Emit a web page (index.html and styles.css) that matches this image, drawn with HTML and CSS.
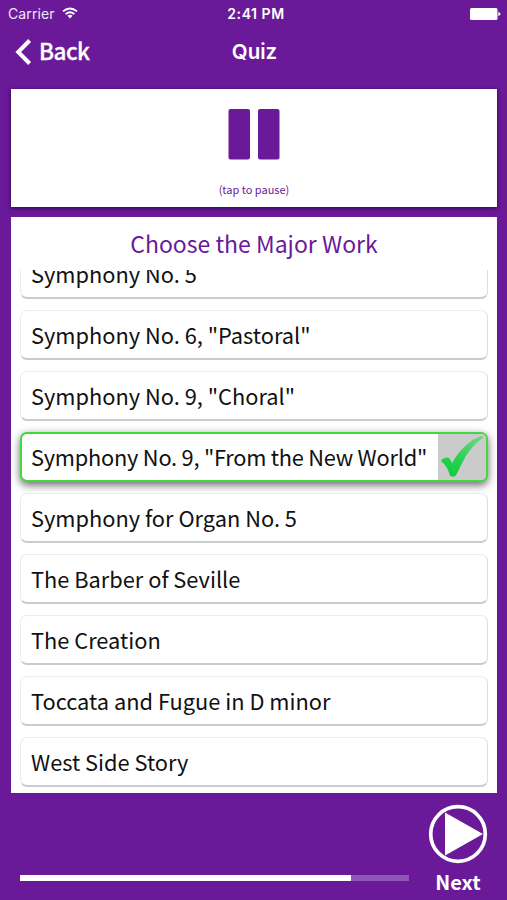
FILE: index.html
```html
<!DOCTYPE html>
<html lang="en">
<head>
<meta charset="utf-8">
<title>Quiz</title>
<link rel="stylesheet" href="styles.css">
</head>
<body>
<div class="app">
  <div class="status">
    <div class="carrier"><span>Carrier</span>
      <svg class="wifi" width="16" height="12" viewBox="0 0 16 12" fill="none" stroke="#fff" stroke-width="1.9"><path d="M1 4.4Q8-1.6 15 4.4M3.6 7.1Q8 3.3 12.4 7.1"/><path d="M5.5 8.8Q8 6.8 10.5 8.8L8 11.5Z" fill="#fff" stroke="none"/></svg>
    </div>
    <div class="time">2:41 PM</div>
    <svg class="battery" width="31" height="12" viewBox="0 0 31 12" fill="#fff"><rect width="27.5" height="12" rx="1.5"/><path d="M28.3 4Q30.5 4.4 30.5 6T28.3 8Z"/></svg>
  </div>
  <header class="nav">
    <div class="back">
      <svg width="17" height="26" viewBox="0 0 17 26" fill="none" stroke="#fff" stroke-width="4"><path d="M14.6 1.5L3.2 13L14.6 24.5"/></svg>
      <span class="label">Back</span>
    </div>
    <h1 class="title">Quiz</h1>
    <div></div>
  </header>
  <section class="player">
    <svg width="52" height="51" viewBox="0 0 52 51" fill="#6a1a98"><rect x="0.5" width="21.5" height="50.5" rx="2"/><rect x="30" width="21.5" height="50.5" rx="2"/></svg>
    <p class="hint">(tap to pause)</p>
  </section>
  <section class="question">
    <h2 class="prompt">Choose the Major Work</h2>
    <div class="viewport">
      <ul class="list">
        <li class="row">Symphony No. 5</li>
        <li class="row">Symphony No. 6, "Pastoral"</li>
        <li class="row">Symphony No. 9, "Choral"</li>
        <li class="row correct"><span>Symphony No. 9, "From the New World"</span>
          <span class="mark"><svg width="47" height="47" viewBox="0 0 47 47"><defs><linearGradient id="g" x1="0" y1="1" x2=".55" y2="0"><stop offset="0" stop-color="#0ccb3c"/><stop offset=".55" stop-color="#2bd253"/><stop offset="1" stop-color="#65d37c"/></linearGradient></defs><path fill="url(#g)" d="M3.2 26.2Q6.5 22.8 10 23.8Q12.2 24.2 14 29.3Q19 19.6 27.5 11.8Q35 4.3 44.8 2.1Q45.5 2.8 44.5 4Q34 11.9 27.5 22.6Q21.5 34.5 18 41.5Q13.7 44 11.8 41.2Q10.1 34 5.2 28.9Q3.8 28.8 3.2 26.2Z"/></svg></span>
        </li>
        <li class="row">Symphony for Organ No. 5</li>
        <li class="row">The Barber of Seville</li>
        <li class="row">The Creation</li>
        <li class="row">Toccata and Fugue in D minor</li>
        <li class="row">West Side Story</li>
      </ul>
    </div>
  </section>
  <footer class="footer">
    <div class="track"><div class="fill"></div></div>
    <div class="next">
      <svg width="60" height="60" viewBox="0 0 60 60"><circle cx="30" cy="30" r="27.3" fill="none" stroke="#fff" stroke-width="3.7"/><path d="M17 8.5V51.5L55 30Z" fill="#fff"/></svg>
      <span>Next</span>
    </div>
  </footer>
</div>
</body>
</html>
```

FILE: styles.css
```css
* { box-sizing: border-box; margin: 0; padding: 0; }
body {
  background: #6a1a98;
  font-family: "Noto Sans CJK SC", "Noto Sans", sans-serif;
  color: #111;
}
.app {
  width: 507px;
  height: 900px;
  display: flex;
  flex-direction: column;
  overflow: hidden;
  white-space: nowrap;
}
.status {
  height: 28px;
  display: grid;
  grid-template-columns: 1fr auto 1fr;
  align-items: center;
  padding: 0 6px 0 8px;
  color: #fff;
  font: 14px/28px Inter, sans-serif;
}
.carrier { display: flex; align-items: center; gap: 7px; color: #f2e6f8; letter-spacing: 0.1px; }
.wifi { margin-top: -2px; }
.time { font-weight: 600; font-size: 14px; letter-spacing: 0.55px; margin-left: 3px; }
.battery { justify-self: end; }
.nav {
  height: 61px;
  display: grid;
  grid-template-columns: 1fr auto 1fr;
  padding: 0 15px;
  color: #fff;
}
.back {
  display: flex;
  align-items: center;
  gap: 7px;
  height: 48px;
}
.label { font-size: 22.5px; line-height: 44px; font-weight: 500; height: 48px; letter-spacing: -0.5px; -webkit-text-stroke: 0.3px #fff; }
.title { height: 48px; font: 600 20.5px/48px Inter, sans-serif; padding-left: 2px; }
.player {
  height: 118px;
  margin: 0 10px 0 11px;
  padding-top: 20px;
  background: #fff;
  box-shadow: 0 1px 4px rgba(20, 0, 40, 0.8);
  display: flex;
  flex-direction: column;
  align-items: center;
}
.hint { margin-top: 20px; color: #6a1a98; font-size: 11px; line-height: 18px; }
.question {
  height: 576px;
  margin: 10px 10px 0 11px;
  background: #fff;
}
.prompt {
  height: 53px;
  color: #6a1a98;
  font-size: 23px;
  font-weight: 400;
  line-height: 53px;
  text-align: center;
}
.viewport { height: 523px; overflow: hidden; padding: 0 9px; }
.list {
  list-style: none;
  display: flex;
  flex-direction: column;
  gap: 11px;
  margin-top: -21px;
}
.row {
  height: 50px;
  flex: none;
  display: flex;
  justify-content: space-between;
  padding-left: 10px;
  border: 1px solid #ececec;
  border-right-color: #ddd;
  border-bottom: 2px solid #cbcbcb;
  border-radius: 7px;
  background: #fff;
  font-size: 21.8px;
  line-height: 47px;
}
.correct {
  border: 2px solid #43d743;
  padding-left: 9px;
  line-height: 45px;
  letter-spacing: -0.24px;
  overflow: hidden;
  box-shadow: 0 3px 9px rgba(0, 0, 0, 0.6);
}
.mark { width: 48px; background: #cbcbcb; }
.mark svg { display: block; }
.footer {
  flex: 1;
  display: flex;
  justify-content: space-between;
  padding: 0 19px 0 20px;
  color: #fff;
}
.track { width: 389px; height: 6px; margin-top: 82px; background: #8f57b3; }
.fill { width: 331px; height: 6px; background: #fff; }
.next {
  display: flex;
  flex-direction: column;
  align-items: center;
  padding-top: 11px;
  font-size: 20px;
  line-height: 36px;
  font-weight: 700;
}
```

- - -

Select every line above that contains the word "index", and copy it.

§ **Finished exercise**:
Emit a web page (index.html and styles.css) that matches this image, drawn with HTML and CSS.
FILE: index.html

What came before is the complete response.